## Data shown
== == ==
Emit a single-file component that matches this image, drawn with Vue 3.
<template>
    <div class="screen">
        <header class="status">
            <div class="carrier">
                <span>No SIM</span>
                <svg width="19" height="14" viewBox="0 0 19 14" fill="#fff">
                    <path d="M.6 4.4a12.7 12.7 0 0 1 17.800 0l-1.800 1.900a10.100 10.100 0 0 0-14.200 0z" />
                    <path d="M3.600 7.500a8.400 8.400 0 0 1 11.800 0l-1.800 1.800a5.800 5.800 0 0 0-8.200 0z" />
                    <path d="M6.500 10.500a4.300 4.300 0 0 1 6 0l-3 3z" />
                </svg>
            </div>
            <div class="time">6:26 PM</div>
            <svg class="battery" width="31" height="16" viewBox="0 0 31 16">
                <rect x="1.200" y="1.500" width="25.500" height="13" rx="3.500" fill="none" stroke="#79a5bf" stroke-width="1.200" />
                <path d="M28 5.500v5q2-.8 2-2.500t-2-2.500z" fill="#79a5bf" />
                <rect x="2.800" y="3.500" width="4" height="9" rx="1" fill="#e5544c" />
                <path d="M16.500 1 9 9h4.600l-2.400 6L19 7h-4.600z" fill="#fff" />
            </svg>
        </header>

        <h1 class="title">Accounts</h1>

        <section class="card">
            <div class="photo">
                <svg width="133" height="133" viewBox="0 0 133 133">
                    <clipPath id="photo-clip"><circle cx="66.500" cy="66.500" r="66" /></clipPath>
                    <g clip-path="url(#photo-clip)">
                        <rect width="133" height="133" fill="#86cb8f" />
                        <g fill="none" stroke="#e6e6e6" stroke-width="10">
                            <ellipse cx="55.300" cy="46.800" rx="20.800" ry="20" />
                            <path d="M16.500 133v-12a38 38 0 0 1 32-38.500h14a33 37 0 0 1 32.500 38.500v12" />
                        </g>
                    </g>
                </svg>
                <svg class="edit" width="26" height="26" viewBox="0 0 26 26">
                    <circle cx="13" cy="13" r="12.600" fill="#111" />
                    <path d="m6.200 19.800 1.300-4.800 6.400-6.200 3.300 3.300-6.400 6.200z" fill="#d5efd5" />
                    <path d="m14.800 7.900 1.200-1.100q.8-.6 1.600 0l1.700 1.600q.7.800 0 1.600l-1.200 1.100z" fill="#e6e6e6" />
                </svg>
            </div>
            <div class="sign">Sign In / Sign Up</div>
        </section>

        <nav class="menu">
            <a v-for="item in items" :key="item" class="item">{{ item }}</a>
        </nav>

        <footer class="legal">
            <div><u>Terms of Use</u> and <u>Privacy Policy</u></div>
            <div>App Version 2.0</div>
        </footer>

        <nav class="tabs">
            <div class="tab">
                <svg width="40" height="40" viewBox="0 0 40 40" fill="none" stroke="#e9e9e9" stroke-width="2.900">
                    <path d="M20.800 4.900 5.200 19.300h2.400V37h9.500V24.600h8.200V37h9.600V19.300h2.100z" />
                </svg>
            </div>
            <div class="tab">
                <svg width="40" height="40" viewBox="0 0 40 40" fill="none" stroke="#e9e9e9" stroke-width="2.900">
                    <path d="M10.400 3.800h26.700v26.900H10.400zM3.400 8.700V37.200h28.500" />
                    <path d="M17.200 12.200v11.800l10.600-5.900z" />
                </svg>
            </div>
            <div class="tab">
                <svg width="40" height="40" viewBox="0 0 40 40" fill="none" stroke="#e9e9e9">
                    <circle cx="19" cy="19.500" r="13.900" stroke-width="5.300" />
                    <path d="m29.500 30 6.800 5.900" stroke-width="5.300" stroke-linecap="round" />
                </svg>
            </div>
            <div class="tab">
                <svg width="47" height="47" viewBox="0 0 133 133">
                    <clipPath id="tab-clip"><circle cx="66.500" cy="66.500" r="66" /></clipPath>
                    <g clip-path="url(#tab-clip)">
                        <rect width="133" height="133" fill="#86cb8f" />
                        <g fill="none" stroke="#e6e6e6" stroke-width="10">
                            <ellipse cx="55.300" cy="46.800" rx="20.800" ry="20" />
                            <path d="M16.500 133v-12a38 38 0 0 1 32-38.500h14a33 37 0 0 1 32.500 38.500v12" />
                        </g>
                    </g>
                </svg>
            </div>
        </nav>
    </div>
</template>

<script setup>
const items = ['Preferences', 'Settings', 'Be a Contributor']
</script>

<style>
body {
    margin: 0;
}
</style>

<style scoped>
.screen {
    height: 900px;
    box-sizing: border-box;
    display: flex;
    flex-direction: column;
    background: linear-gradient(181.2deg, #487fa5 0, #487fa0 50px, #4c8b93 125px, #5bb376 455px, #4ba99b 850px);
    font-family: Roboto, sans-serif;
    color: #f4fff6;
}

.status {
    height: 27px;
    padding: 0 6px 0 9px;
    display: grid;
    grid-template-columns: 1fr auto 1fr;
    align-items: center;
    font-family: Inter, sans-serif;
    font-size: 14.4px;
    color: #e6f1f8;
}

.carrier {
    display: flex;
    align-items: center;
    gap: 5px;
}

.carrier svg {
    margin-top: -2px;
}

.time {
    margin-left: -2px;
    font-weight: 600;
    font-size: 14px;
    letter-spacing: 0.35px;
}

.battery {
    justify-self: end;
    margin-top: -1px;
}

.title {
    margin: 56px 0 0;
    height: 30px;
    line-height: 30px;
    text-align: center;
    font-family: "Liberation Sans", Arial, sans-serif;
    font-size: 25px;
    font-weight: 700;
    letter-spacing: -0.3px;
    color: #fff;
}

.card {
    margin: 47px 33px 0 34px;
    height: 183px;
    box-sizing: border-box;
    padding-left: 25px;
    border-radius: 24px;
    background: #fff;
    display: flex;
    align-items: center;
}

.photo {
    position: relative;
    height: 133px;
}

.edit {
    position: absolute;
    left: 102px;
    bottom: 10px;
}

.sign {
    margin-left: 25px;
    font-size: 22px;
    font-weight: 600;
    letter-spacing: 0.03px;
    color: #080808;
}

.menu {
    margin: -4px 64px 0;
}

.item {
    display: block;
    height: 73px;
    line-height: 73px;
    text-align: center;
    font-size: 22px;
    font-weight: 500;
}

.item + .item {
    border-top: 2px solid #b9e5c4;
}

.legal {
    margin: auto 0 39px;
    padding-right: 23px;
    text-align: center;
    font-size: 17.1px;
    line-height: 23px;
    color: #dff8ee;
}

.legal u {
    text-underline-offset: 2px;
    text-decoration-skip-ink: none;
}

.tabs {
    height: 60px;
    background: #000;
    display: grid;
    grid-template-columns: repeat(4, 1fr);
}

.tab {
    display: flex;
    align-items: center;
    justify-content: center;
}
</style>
== == ==
## Short task
Repeat every line of the data, exactly and in full.

## Solution to this task
Emit a single-file component that matches this image, drawn with Vue 3.
<template>
    <div class="screen">
        <header class="status">
            <div class="carrier">
                <span>No SIM</span>
                <svg width="19" height="14" viewBox="0 0 19 14" fill="#fff">
                    <path d="M.6 4.4a12.7 12.7 0 0 1 17.800 0l-1.800 1.900a10.100 10.100 0 0 0-14.200 0z" />
                    <path d="M3.600 7.500a8.400 8.400 0 0 1 11.800 0l-1.800 1.800a5.800 5.800 0 0 0-8.200 0z" />
                    <path d="M6.500 10.500a4.300 4.300 0 0 1 6 0l-3 3z" />
                </svg>
            </div>
            <div class="time">6:26 PM</div>
            <svg class="battery" width="31" height="16" viewBox="0 0 31 16">
                <rect x="1.200" y="1.500" width="25.500" height="13" rx="3.500" fill="none" stroke="#79a5bf" stroke-width="1.200" />
                <path d="M28 5.500v5q2-.8 2-2.500t-2-2.500z" fill="#79a5bf" />
                <rect x="2.800" y="3.500" width="4" height="9" rx="1" fill="#e5544c" />
                <path d="M16.500 1 9 9h4.600l-2.400 6L19 7h-4.600z" fill="#fff" />
            </svg>
        </header>

        <h1 class="title">Accounts</h1>

        <section class="card">
            <div class="photo">
                <svg width="133" height="133" viewBox="0 0 133 133">
                    <clipPath id="photo-clip"><circle cx="66.500" cy="66.500" r="66" /></clipPath>
                    <g clip-path="url(#photo-clip)">
                        <rect width="133" height="133" fill="#86cb8f" />
                        <g fill="none" stroke="#e6e6e6" stroke-width="10">
                            <ellipse cx="55.300" cy="46.800" rx="20.800" ry="20" />
                            <path d="M16.500 133v-12a38 38 0 0 1 32-38.500h14a33 37 0 0 1 32.500 38.500v12" />
                        </g>
                    </g>
                </svg>
                <svg class="edit" width="26" height="26" viewBox="0 0 26 26">
                    <circle cx="13" cy="13" r="12.600" fill="#111" />
                    <path d="m6.200 19.800 1.300-4.800 6.400-6.200 3.300 3.300-6.400 6.200z" fill="#d5efd5" />
                    <path d="m14.800 7.900 1.200-1.100q.8-.6 1.600 0l1.700 1.600q.7.800 0 1.600l-1.200 1.100z" fill="#e6e6e6" />
                </svg>
            </div>
            <div class="sign">Sign In / Sign Up</div>
        </section>

        <nav class="menu">
            <a v-for="item in items" :key="item" class="item">{{ item }}</a>
        </nav>

        <footer class="legal">
            <div><u>Terms of Use</u> and <u>Privacy Policy</u></div>
            <div>App Version 2.0</div>
        </footer>

        <nav class="tabs">
            <div class="tab">
                <svg width="40" height="40" viewBox="0 0 40 40" fill="none" stroke="#e9e9e9" stroke-width="2.900">
                    <path d="M20.800 4.900 5.200 19.300h2.400V37h9.500V24.600h8.200V37h9.600V19.300h2.100z" />
                </svg>
            </div>
            <div class="tab">
                <svg width="40" height="40" viewBox="0 0 40 40" fill="none" stroke="#e9e9e9" stroke-width="2.900">
                    <path d="M10.400 3.800h26.700v26.900H10.400zM3.400 8.700V37.200h28.500" />
                    <path d="M17.200 12.200v11.800l10.600-5.900z" />
                </svg>
            </div>
            <div class="tab">
                <svg width="40" height="40" viewBox="0 0 40 40" fill="none" stroke="#e9e9e9">
                    <circle cx="19" cy="19.500" r="13.900" stroke-width="5.300" />
                    <path d="m29.500 30 6.800 5.900" stroke-width="5.300" stroke-linecap="round" />
                </svg>
            </div>
            <div class="tab">
                <svg width="47" height="47" viewBox="0 0 133 133">
                    <clipPath id="tab-clip"><circle cx="66.500" cy="66.500" r="66" /></clipPath>
                    <g clip-path="url(#tab-clip)">
                        <rect width="133" height="133" fill="#86cb8f" />
                        <g fill="none" stroke="#e6e6e6" stroke-width="10">
                            <ellipse cx="55.300" cy="46.800" rx="20.800" ry="20" />
                            <path d="M16.500 133v-12a38 38 0 0 1 32-38.500h14a33 37 0 0 1 32.500 38.500v12" />
                        </g>
                    </g>
                </svg>
            </div>
        </nav>
    </div>
</template>

<script setup>
const items = ['Preferences', 'Settings', 'Be a Contributor']
</script>

<style>
body {
    margin: 0;
}
</style>

<style scoped>
.screen {
    height: 900px;
    box-sizing: border-box;
    display: flex;
    flex-direction: column;
    background: linear-gradient(181.2deg, #487fa5 0, #487fa0 50px, #4c8b93 125px, #5bb376 455px, #4ba99b 850px);
    font-family: Roboto, sans-serif;
    color: #f4fff6;
}

.status {
    height: 27px;
    padding: 0 6px 0 9px;
    display: grid;
    grid-template-columns: 1fr auto 1fr;
    align-items: center;
    font-family: Inter, sans-serif;
    font-size: 14.4px;
    color: #e6f1f8;
}

.carrier {
    display: flex;
    align-items: center;
    gap: 5px;
}

.carrier svg {
    margin-top: -2px;
}

.time {
    margin-left: -2px;
    font-weight: 600;
    font-size: 14px;
    letter-spacing: 0.35px;
}

.battery {
    justify-self: end;
    margin-top: -1px;
}

.title {
    margin: 56px 0 0;
    height: 30px;
    line-height: 30px;
    text-align: center;
    font-family: "Liberation Sans", Arial, sans-serif;
    font-size: 25px;
    font-weight: 700;
    letter-spacing: -0.3px;
    color: #fff;
}

.card {
    margin: 47px 33px 0 34px;
    height: 183px;
    box-sizing: border-box;
    padding-left: 25px;
    border-radius: 24px;
    background: #fff;
    display: flex;
    align-items: center;
}

.photo {
    position: relative;
    height: 133px;
}

.edit {
    position: absolute;
    left: 102px;
    bottom: 10px;
}

.sign {
    margin-left: 25px;
    font-size: 22px;
    font-weight: 600;
    letter-spacing: 0.03px;
    color: #080808;
}

.menu {
    margin: -4px 64px 0;
}

.item {
    display: block;
    height: 73px;
    line-height: 73px;
    text-align: center;
    font-size: 22px;
    font-weight: 500;
}

.item + .item {
    border-top: 2px solid #b9e5c4;
}

.legal {
    margin: auto 0 39px;
    padding-right: 23px;
    text-align: center;
    font-size: 17.1px;
    line-height: 23px;
    color: #dff8ee;
}

.legal u {
    text-underline-offset: 2px;
    text-decoration-skip-ink: none;
}

.tabs {
    height: 60px;
    background: #000;
    display: grid;
    grid-template-columns: repeat(4, 1fr);
}

.tab {
    display: flex;
    align-items: center;
    justify-content: center;
}
</style>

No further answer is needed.